As much as I LOVE to bitch about things, nothing gives me greater satisfaction then pointing out the sheer idiocy I continuously witness being a Bay Area resident. Nowhere do I see any nearby offroading sites for people who own SUVs in this place. Yet, Escaclods (Erm, we believe he respectively means the Cadillac Escalades), H2s, Tahunkajunks (Chevy Tahoes), and Expedishits (Ford Expeditions) seem to run apeshit here. I swear, they multiply like filthy rabbits. It seems I can’t travel 2 blocks anymore without having to give my antilocks a stern workout due to some asian housewife (Having been in a 3-year relationship with an asian-american woman, Mr. Porter understands and empathizes with the unwarranted stereotypes asian-americans sometimes endure that are mindlessly tossed around by uncaring individuals), who weighs in at about a buck-o-one, and is as tall as most 11-year-olds, that is incapable of handling a simple merge in her military-inspired econo-box, due to her rear view mirror being located 4 feet from her line-of-sight. It’s marvelous, believe me. These assholes, who can’t properly steer their 2-ton perversions to transportation in traffic, are the people I see bitching the most about the gas increase. Hell – maybe you didn’t need to purchase that 6 mile-per-gallon shit heap to pick up your groceries and the kids in, did you, ass face? You can’t drive for piss anyway, so buy a goddammed prius, and shut the fuck up, is what I have to offer. That way, you’ll get four times the gas mileage, you’re smaller, so I can just run your dumb ass into an embankment if you piss me off.(We assure the reader that Mr. Porter advocates no such thing, but rather, is simply just a misunderstood writer. Your must forgive his seemingly offensive dialogue, as he knows no better. He is merely offering a lighthearted perspective using an innocent ’satirical irony’ approach within the confines of said previous commentary to illicit a response. He has absolutely no talent in this arena, but we just don’t have the heart to tell him yet. There is no underlying premise. He’s not even intelligent enough to know the meaning of the word, folks. We swear.)

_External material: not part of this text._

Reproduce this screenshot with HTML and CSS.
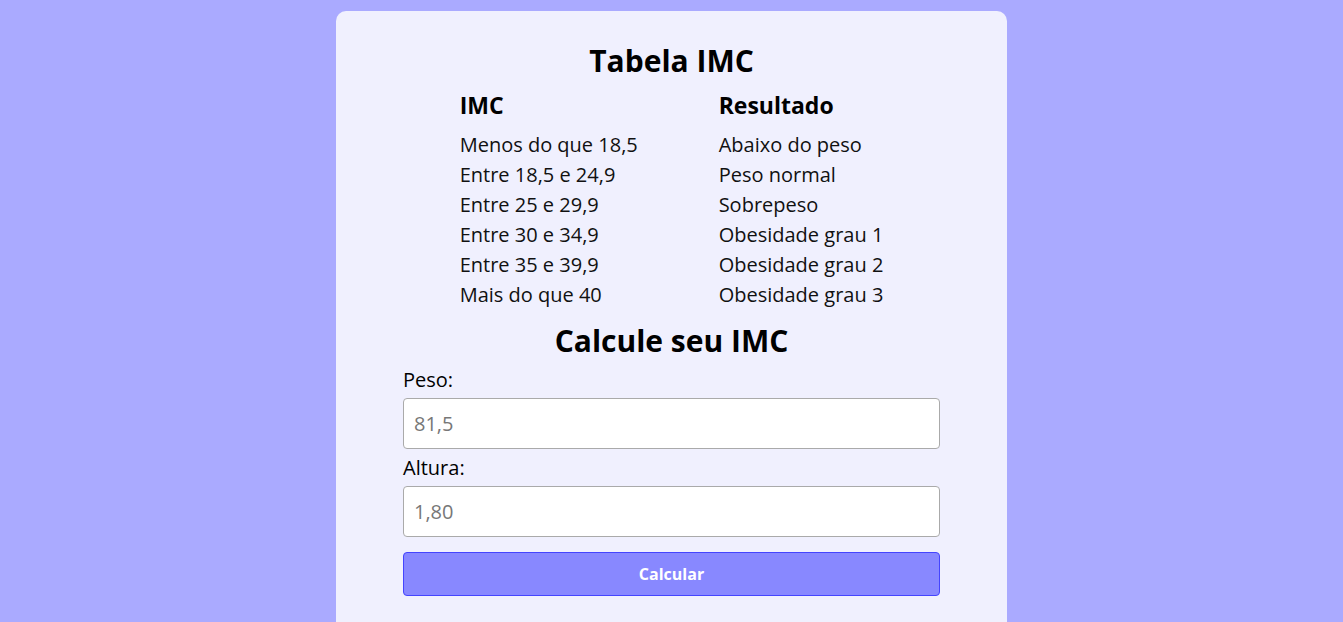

We in the “Silicon Valley” like to taut ourselves as intellectuals, and consistently praise its residents as being smarter than the average bear. (READ: he has absolutely no evidence to back the previous statement up. please ignore.) Sorry folks, this is what you really get. We bitch and moan about our electricity rates being out-of-hand, meanwhile, we run non-energy efficient appliances, have 7 computers running 24/7, blare our 55 inch plasma screen tvs when no one is in the room to watch it, leave lights on with no regard, and have the largest, most obnoxious X-mas displays every year. (READ: everything said writer is guilty of; and even has outstanding bench warrants for) Go figure. Its like the lions in Africa complaining that there isn’t nearly enough gazelles to satisfy their 3-prey-a-day habit. Madness.

I suppose, in my purely drug-addled tirade (He’s being facetious. He is way too pussy to ever try the H…fucktard.), I may have spouted off some things that may seem too incredible to believe, I empathize, bitches. I empathize. If you are a Bay Arean, you feel this pain.(this guy is completely off his tree…bid him goodnite, kiddies!)